Now that we know how to identify outliers, what should we do with them? One option is to simply remove them. Another option is to replace them with the median of their neighbors. The openair
function roll_median()
can do exactly this with arguments x
and n
identical to roll_hampel()
:
x
is your data vector.
n
is the width of the window.
data[outlierIndices] <- roll_median(data, n = 11)[outlierIndices]
Identifying and removing outliers is useful enough that we have a dedicated function for this in the MazamaSpatialUtils
package. This function accepts a “PurpleAir Timeseries” or pat
object and returns the same object with outliers removed. By default, it also generates a plot showing the outliers it removed.

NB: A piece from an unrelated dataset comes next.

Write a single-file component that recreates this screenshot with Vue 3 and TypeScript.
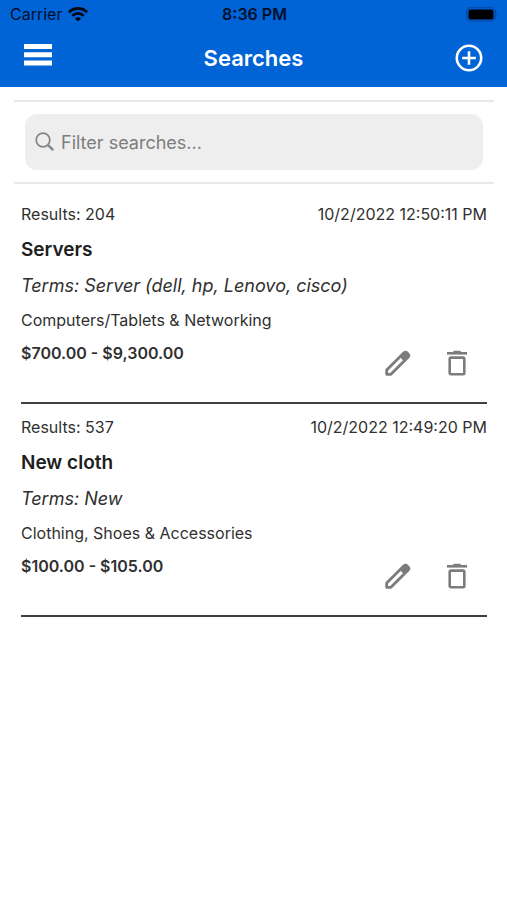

The following line of code both generates a plot and returns the pat
object with outliers removed. The underlying C++ code is fast enough to work with a week’s worth of data without breaking a sweat
pat_cleaned <- pat_outlierDetection(pat_oneWeek, n = 11, thresholdMin = 6)
If we decide to create an hourly averaged time series, it’s important to keep in mind that the result will be different depending on whether we have fixed our data’s outliers or not.
PurpleAir PM 2.5 outliers typically spike up rather than down. So you may see that the fixed hourly average time series usually measures a little lower overall than the unfixed time series. But the differences should be very small unless there are a huge number of outliers.